Raízes
A hora havia chegado. Percebeu logo ao anoitecer, enquanto comia um ensopado de lebre com temperos fervidos em panela de ferro sob a trempa num fogo de chão. Nos últimos dias sua barriga havia baixado, o ápice abdominal estava abaixo da cicatriz umbilical, sentia-se estranha, algo estava por acontecer. Enfim, há duas semanas atingira os nove meses.
Seu casamento tivera sido prometido desde o nascimento, por seu pai, chefe de uma tribo indígena da região norte do Rio Grande do Sul, a um menino pardo de cabelos escorridos. Seu velho pai, sujeito de bons costumes, fala mansa e tímida, de uns anos para cá tinha o olhar triste, de quem perdeu terras e não tinha mais lugar para viver. A cada dia sentia os costumes indígenas, as tradições que por tempos foram cultivadas, acabando por entre as têmporas, evaporando desnecessariamente, como se nada importasse. Seu olhar triste tinha razão, causalidade. Os brancos haviam invadido seu espaço, trazido doenças, acabado com terras de caças, com rios de pesca. Haviam roubado sua alma, seu espírito.
Suas dores aumentavam. Ela chorava desesperadamente. Sabia que precisava ser forte, estava preparada. A noite era atípica, uma neblina molhada pairava no ar, enxergara pouco mais de um palmo a frente, os lobos da montanha uivavam alto em direção à lua coberta por entre nuvens. A parteira fora chamada, o Pajé comunicado. Estavam no meio da mata, em sua moradia atual, uma aldeia instalada há pouco mais de 80 dias. Na barraca de lona preta um lampião iluminava a escuridão, a taquara há dias estava afiada, a água esquentava na panela de barro sob o fogo de chão.
Eis então o sublime momento, o exato instante em que sua dor imerge e se agrega a uma emoção nunca antes experimentada. Ouve-se um choro de criança, emite-se um grito de alívio da mulher guerreira. Os homens dançam em círculo a fogueira, bebendo algo estranho, cantando alto, num ritual de boas vindas a mais um de seu sangue, um cultivador da tradição, um exímio caçador.

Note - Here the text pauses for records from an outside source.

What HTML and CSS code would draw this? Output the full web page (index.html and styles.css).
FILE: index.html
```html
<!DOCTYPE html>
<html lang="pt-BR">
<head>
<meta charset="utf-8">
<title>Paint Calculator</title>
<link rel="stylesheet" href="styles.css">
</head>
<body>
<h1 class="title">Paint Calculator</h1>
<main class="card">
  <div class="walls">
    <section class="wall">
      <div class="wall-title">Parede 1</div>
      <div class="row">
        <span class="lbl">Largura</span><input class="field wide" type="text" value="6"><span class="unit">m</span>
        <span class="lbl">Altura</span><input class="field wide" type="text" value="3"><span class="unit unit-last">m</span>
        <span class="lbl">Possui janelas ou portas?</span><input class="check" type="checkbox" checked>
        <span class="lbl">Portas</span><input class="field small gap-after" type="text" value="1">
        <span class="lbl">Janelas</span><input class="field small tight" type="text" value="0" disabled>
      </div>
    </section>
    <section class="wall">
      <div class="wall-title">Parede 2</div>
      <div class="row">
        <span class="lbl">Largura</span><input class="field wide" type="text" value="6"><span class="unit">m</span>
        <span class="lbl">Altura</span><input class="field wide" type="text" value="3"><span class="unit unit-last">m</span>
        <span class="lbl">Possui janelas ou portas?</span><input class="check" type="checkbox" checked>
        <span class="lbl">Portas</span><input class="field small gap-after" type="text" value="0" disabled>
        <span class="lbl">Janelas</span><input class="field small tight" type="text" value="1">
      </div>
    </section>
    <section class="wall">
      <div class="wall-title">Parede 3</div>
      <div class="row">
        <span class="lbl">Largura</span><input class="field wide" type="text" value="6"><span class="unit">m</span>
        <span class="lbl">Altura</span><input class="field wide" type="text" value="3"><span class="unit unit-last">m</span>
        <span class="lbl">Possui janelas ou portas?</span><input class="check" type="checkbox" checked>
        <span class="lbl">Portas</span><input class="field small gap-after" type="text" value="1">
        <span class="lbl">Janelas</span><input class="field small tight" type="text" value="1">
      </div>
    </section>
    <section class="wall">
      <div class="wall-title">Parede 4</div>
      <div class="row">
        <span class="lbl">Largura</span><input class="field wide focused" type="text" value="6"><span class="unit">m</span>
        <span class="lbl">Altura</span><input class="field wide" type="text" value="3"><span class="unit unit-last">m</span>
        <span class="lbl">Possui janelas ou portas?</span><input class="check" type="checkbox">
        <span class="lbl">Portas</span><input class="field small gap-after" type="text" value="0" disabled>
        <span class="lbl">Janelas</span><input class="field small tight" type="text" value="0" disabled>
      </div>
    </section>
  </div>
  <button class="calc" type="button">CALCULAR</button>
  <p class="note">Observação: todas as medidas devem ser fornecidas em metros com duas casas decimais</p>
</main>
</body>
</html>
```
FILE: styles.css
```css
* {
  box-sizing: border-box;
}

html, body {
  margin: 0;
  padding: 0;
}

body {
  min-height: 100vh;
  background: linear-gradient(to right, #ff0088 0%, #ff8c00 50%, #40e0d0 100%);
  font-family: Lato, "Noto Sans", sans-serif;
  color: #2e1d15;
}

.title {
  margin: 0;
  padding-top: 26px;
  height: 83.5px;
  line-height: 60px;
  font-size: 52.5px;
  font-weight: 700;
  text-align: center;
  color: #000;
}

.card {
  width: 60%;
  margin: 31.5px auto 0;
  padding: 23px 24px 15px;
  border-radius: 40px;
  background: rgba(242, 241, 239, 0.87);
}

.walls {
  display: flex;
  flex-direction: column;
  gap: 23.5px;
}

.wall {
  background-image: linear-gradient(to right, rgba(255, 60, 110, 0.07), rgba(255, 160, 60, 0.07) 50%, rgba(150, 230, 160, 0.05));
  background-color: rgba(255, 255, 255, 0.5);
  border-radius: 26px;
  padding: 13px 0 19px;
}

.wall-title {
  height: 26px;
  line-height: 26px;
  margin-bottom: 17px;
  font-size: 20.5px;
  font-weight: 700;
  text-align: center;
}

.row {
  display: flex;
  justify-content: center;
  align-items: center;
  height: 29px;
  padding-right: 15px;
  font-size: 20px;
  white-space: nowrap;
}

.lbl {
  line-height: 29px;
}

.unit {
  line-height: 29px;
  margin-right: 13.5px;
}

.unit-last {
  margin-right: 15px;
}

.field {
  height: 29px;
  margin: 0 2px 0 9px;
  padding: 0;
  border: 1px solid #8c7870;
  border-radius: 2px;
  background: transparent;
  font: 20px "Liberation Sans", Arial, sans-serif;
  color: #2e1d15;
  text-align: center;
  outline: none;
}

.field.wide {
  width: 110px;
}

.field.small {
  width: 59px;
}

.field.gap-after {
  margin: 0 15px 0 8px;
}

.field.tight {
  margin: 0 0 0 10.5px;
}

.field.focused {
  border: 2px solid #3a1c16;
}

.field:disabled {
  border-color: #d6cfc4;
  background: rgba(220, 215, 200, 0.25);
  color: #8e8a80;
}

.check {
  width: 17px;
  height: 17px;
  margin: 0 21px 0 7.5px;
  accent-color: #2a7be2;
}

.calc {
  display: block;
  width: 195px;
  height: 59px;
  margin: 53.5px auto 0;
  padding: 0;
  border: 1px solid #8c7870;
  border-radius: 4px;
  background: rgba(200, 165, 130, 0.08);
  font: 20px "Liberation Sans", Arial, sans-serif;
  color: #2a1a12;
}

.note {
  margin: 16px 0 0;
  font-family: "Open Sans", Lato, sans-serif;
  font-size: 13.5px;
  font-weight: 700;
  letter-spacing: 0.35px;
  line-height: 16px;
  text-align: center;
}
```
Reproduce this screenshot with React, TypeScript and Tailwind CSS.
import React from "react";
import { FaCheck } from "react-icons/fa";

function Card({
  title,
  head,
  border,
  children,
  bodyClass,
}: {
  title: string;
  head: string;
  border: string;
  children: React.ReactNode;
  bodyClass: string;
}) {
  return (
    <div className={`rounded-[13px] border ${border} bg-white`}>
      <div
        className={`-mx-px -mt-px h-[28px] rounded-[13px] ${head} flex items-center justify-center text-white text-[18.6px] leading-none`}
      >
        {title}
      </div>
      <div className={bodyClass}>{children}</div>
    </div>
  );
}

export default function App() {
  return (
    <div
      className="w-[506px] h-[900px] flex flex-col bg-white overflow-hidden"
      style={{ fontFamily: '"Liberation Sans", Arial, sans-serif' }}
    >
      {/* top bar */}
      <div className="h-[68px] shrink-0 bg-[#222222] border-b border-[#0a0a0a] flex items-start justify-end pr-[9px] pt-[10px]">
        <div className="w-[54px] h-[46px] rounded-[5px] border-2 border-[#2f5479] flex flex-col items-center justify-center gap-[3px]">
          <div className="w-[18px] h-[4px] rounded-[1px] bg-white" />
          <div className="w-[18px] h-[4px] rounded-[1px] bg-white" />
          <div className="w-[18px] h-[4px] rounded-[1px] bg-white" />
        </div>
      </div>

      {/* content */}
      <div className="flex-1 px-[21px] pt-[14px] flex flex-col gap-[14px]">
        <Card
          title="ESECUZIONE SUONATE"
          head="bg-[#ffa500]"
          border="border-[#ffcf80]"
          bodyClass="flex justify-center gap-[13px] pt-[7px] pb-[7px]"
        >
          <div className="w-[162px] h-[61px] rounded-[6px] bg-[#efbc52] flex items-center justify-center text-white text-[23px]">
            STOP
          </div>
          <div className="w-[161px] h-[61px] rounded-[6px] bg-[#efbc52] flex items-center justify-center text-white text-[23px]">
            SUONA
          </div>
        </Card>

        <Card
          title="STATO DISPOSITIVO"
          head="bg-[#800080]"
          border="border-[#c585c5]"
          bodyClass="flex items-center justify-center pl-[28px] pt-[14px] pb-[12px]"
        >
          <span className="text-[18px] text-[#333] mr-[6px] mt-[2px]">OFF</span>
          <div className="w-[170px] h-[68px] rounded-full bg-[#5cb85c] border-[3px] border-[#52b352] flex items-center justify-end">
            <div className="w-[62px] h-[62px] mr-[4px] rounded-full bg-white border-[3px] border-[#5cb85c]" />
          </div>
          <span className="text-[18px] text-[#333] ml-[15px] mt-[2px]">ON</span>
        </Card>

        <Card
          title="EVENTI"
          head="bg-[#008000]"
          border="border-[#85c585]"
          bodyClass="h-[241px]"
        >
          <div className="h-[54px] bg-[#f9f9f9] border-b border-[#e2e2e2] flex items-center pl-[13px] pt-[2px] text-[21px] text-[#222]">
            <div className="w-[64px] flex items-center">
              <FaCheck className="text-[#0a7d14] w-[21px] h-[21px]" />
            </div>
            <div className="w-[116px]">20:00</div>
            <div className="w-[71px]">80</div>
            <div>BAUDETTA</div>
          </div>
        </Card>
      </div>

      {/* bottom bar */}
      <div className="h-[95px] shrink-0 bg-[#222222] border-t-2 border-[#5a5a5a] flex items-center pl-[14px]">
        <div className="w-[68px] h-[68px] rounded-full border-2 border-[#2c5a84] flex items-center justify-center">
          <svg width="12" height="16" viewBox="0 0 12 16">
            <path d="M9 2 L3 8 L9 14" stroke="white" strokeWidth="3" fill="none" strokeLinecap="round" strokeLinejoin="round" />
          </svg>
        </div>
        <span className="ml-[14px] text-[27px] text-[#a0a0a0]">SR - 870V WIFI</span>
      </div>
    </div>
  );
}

Sabiam que seria homem, o formato triangular da barriga, logo aos cinco meses da gestação, identificara o gênero do futuro pródigo. Ia se chamar Jamil.
A parteira, num único golpe, desprende a criança do útero materno, dá-lhe vida própria e, ainda envolto por uma camada branca de sebo esperneia ao sentir os primeiros contatos de vida própria. A taquara afiada como faca é usada para cortar o cordão umbilical, na altura certa, medida no tórax para facilitar a cicatrização. Se desfaz o último laço físico, agora só resta o emocional. A placenta é retirada e num ritual é enterrada junto à aldeia, onde a criança obterá laços infinitos de amor pela terra, de união e paz. À mãe serve-se um chá quente, forte, amargo. Ela treme, bebe tudo num gole, um manto lhe aquece. Abraça seu filho com todo carinho, deu a luz, ainda jovem, a uma bela criança.
A cultura indígena não pode ser esquecida. Cultivai-vos os diferentes dos desiguais.